= Virtual machine lifecycle management =

Virtual machine lifecycle management is the class of management that looks at the life cycle of a virtual machine from the viewpoint of the application vs one focused on roles within an organization. A number of major software vendors, including Microsoft and Novell, have begun to release software products aiming at simplifying the administration of larger virtual machine deployments.

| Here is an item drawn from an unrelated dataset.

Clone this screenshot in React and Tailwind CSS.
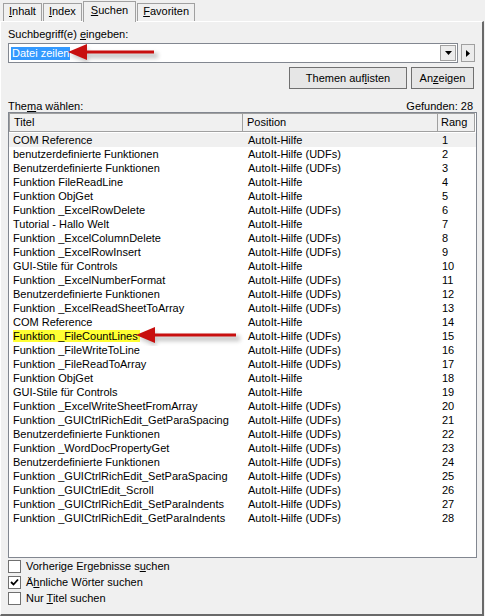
const rows = [
  ["COM Reference", "AutoIt-Hilfe"],
  ["benutzerdefinierte Funktionen", "AutoIt-Hilfe (UDFs)"],
  ["Benutzerdefinierte Funktionen", "AutoIt-Hilfe (UDFs)"],
  ["Funktion FileReadLine", "AutoIt-Hilfe"],
  ["Funktion ObjGet", "AutoIt-Hilfe"],
  ["Funktion _ExcelRowDelete", "AutoIt-Hilfe (UDFs)"],
  ["Tutorial - Hallo Welt", "AutoIt-Hilfe"],
  ["Funktion _ExcelColumnDelete", "AutoIt-Hilfe (UDFs)"],
  ["Funktion _ExcelRowInsert", "AutoIt-Hilfe (UDFs)"],
  ["GUI-Stile für Controls", "AutoIt-Hilfe"],
  ["Funktion _ExcelNumberFormat", "AutoIt-Hilfe (UDFs)"],
  ["Benutzerdefinierte Funktionen", "AutoIt-Hilfe (UDFs)"],
  ["Funktion _ExcelReadSheetToArray", "AutoIt-Hilfe (UDFs)"],
  ["COM Reference", "AutoIt-Hilfe"],
  ["Funktion _FileCountLines", "AutoIt-Hilfe (UDFs)"],
  ["Funktion _FileWriteToLine", "AutoIt-Hilfe (UDFs)"],
  ["Funktion _FileReadToArray", "AutoIt-Hilfe (UDFs)"],
  ["Funktion ObjGet", "AutoIt-Hilfe"],
  ["GUI-Stile für Controls", "AutoIt-Hilfe"],
  ["Funktion _ExcelWriteSheetFromArray", "AutoIt-Hilfe (UDFs)"],
  ["Funktion _GUICtrlRichEdit_GetParaSpacing", "AutoIt-Hilfe (UDFs)"],
  ["Benutzerdefinierte Funktionen", "AutoIt-Hilfe (UDFs)"],
  ["Funktion _WordDocPropertyGet", "AutoIt-Hilfe (UDFs)"],
  ["Benutzerdefinierte Funktionen", "AutoIt-Hilfe (UDFs)"],
  ["Funktion _GUICtrlRichEdit_SetParaSpacing", "AutoIt-Hilfe (UDFs)"],
  ["Funktion _GUICtrlEdit_Scroll", "AutoIt-Hilfe (UDFs)"],
  ["Funktion _GUICtrlRichEdit_SetParaIndents", "AutoIt-Hilfe (UDFs)"],
  ["Funktion _GUICtrlRichEdit_GetParaIndents", "AutoIt-Hilfe (UDFs)"],
];

function Arrow({ width }) {
  return (
    <svg width={width + 12} height="20" className="pointer-events-none">
      <defs>
        <filter id={"sh" + width} x="-10%" y="-50%" width="120%" height="200%">
          <feGaussianBlur stdDeviation="2" />
        </filter>
      </defs>
      <g filter={"url(#sh" + width + ")"} opacity="0.35">
        <path d={`M2 12 L20 5 L20 10 L${width} 10 L${width} 15 L20 15 L20 20 Z`} fill="#555" />
      </g>
      <path d={`M0 9 L19 1 L19 7.5 L${width - 4} 7.5 L${width - 4} 10.5 L19 10.5 L19 17 Z`} fill="#c80f0f" />
    </svg>
  );
}

function Tab({ children, active }) {
  return (
    <div
      className={
        active
          ? "relative z-10 -mb-px h-[21px] border border-b-0 border-[#a0a0a0] bg-[#f0f0f0] px-[7px] pt-[2px]"
          : "mt-[2px] h-[18px] border border-b-0 border-[#a0a0a0] bg-[#f0f0f0] px-[5px] pt-[1px]"
      }
    >
      {children}
    </div>
  );
}

function Check({ checked, children }) {
  return (
    <div className="flex h-[16px] items-center gap-[5px]">
      <div className="flex h-[13px] w-[13px] items-center justify-center border border-[#707070] bg-white">
        {checked && (
          <svg width="9" height="9" viewBox="0 0 9 9">
            <path d="M1 4 L3.5 6.5 L8 1.5" stroke="#000" strokeWidth="1.8" fill="none" />
          </svg>
        )}
      </div>
      <span>{children}</span>
    </div>
  );
}

export default function App() {
  return (
    <div
      className="h-[616px] w-[485px] bg-[#f0f0f0] text-[11px] leading-[13px] text-black"
      style={{ fontFamily: "Tahoma, 'Liberation Sans', Arial, sans-serif" }}
    >
      <div className="flex h-[21px] items-end gap-[1px] pl-[3px]">
        <Tab>
          <u>I</u>nhalt
        </Tab>
        <Tab>
          <u>I</u>ndex
        </Tab>
        <Tab active>
          <u>S</u>uchen
        </Tab>
        <Tab>
          <u>F</u>avoriten
        </Tab>
      </div>
      <div className="h-[595px] w-[484px] border-t border-l border-t-white border-l-white border-r-2 border-b-2 border-r-[#696969] border-b-[#696969] px-[7px] pt-[6px]">
        <div className="h-[15px]">
          Suchbegriff(e) <u>e</u>ingeben:
        </div>
        <div className="flex h-[20px] items-center gap-[3px]">
          <div className="relative flex h-[20px] w-[453px] items-center border border-[#828790] bg-white pl-[2px]">
            <span className="bg-[#3399ff] px-[1px] text-white">Datei zeilen</span>
            <div className="absolute left-[59px] top-[-1px]">
              <Arrow width={90} />
            </div>
            <div className="absolute right-[1px] top-[1px] flex h-[16px] w-[16px] items-center justify-center border border-[#a0a0a0] bg-[#ececec]">
              <svg width="7" height="4">
                <path d="M0 0 L7 0 L3.5 4 Z" fill="#000" />
              </svg>
            </div>
          </div>
          <div className="flex h-[18px] w-[14px] items-center justify-center border border-[#a0a0a0] bg-[#ececec]">
            <svg width="4" height="7">
              <path d="M0 0 L4 3.5 L0 7 Z" fill="#000" />
            </svg>
          </div>
        </div>
        <div className="mt-[4px] flex justify-end gap-[4px] pr-[1px]">
          <button className="h-[22px] w-[118px] border border-[#707070] bg-[#e6e6e6]">
            Themen auf<u>l</u>isten
          </button>
          <button className="h-[22px] w-[63px] border border-[#707070] bg-[#e6e6e6]">
            An<u>z</u>eigen
          </button>
        </div>
        <div className="mt-[11px] flex h-[12px] justify-between pr-[2px]">
          <span>
            The<u>m</u>a wählen:
          </span>
          <span>Gefunden: 28</span>
        </div>
        <div className="h-[446px] w-[469px] border border-[#828790] bg-white">
          <div className="flex h-[19px] items-stretch bg-white">
            <div className="flex w-[234px] items-center border border-[#a0a0a0] bg-[#f0f0f0] pl-[4px]">Titel</div>
            <div className="flex w-[195px] items-center border border-l-0 border-[#a0a0a0] bg-[#f0f0f0] pl-[4px]">Position</div>
            <div className="flex w-[37px] items-center border border-l-0 border-[#a0a0a0] bg-[#f0f0f0] pl-[3px]">Rang</div>
          </div>
          <div className="mt-[1px]">
            {rows.map((r, i) => (
              <div key={i} className={"flex h-[14px] items-center " + (i === 0 ? "bg-[#f0f0f0]" : "")}>
                <div className="relative w-[235px] pl-[4px]">
                  {i === 14 ? <span className="bg-[#ffff33] pr-[2px]">{r[0]}</span> : r[0]}
                  {i === 14 && (
                    <div className="absolute left-[127px] top-[-4px]">
                      <Arrow width={104} />
                    </div>
                  )}
                </div>
                <div className="w-[195px] pl-[4px]">{r[1]}</div>
                <div className="pl-[3px]">{i + 1}</div>
              </div>
            ))}
          </div>
        </div>
        <div className="flex flex-col">
          <Check>
            Vorherige Ergebnisse s<u>u</u>chen
          </Check>
          <Check checked>
            Ä<u>h</u>nliche Wörter suchen
          </Check>
          <Check>
            Nur <u>T</u>itel suchen
          </Check>
        </div>
      </div>
    </div>
  );
}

==Environmental characteristics==
Virtualized environments are fundamentally different from physical environments in architecture and capabilities. The flexibility they provide is derived from three fundamental characteristics:

1. Time: Over time, the topology of the environment changes with machines coming online and others going offline.
2. Motion: Unlike physical servers, virtual machines easily relocate around the data-center.
3. Transparency: With no physical presence, virtual machines cannot be seen, identified, touched or often, missed.

==Effects==
These characteristics come together to define all the benefits of virtualization, from cost-savings to disaster recovery. However, they also change the nature of management of the infrastructure itself. The emerging space of Virtual Machine Lifecycle Management is the result of the time, motion and transparency qualities of virtual environments. This need cuts across software development and operations, encompassing all segments of the ITIL framework:

1. Service Strategy – As virtualization extends from a transparent back-end alternative to a full infrastructure offering within the organization, Virtual Machine Lifecycle Management provides the granular controls to enable wholly new delivery models, from short-term provisioning to outsourced virtual machine hosting.
2. Service Design – When designing the virtual infrastructure services, administrators consider both the structure of the individual virtual machine given to the customer as well as the interactions between all of the virtual machines in the environment, as they come online, move, and expire
3. Service Transition – Virtual Machine Lifecycle Management augments the traditional set of requirements built into delivering an infrastructure component to the business. Best practices and specific tools can be used to create the right controls within each virtual machine, ensuring the behavior of all the machines is in line with the design.
4. Service Operation – Once operational, virtual environments are extraordinarily dynamic, by design. Above and beyond the complexity of a traditional operating environment, management needs can be minimized with strong controls set in the transition phase and ongoing monitoring and alerting specifically designed to address the unique characteristics of the virtual infrastructure.
5. Continual Service Improvement – As virtual environments mature and grow, internal customers and management will be keen to understand the savings and benefits of the paradigm, security groups will increasingly audit the infrastructure, and new chargeback methods will emerge to account for the new model. Virtual Machine Lifecycle Management tools, with their innate understanding of the environment and its transient and mobile nature, will deliver the metrics needed to demonstrate success to all the constituents.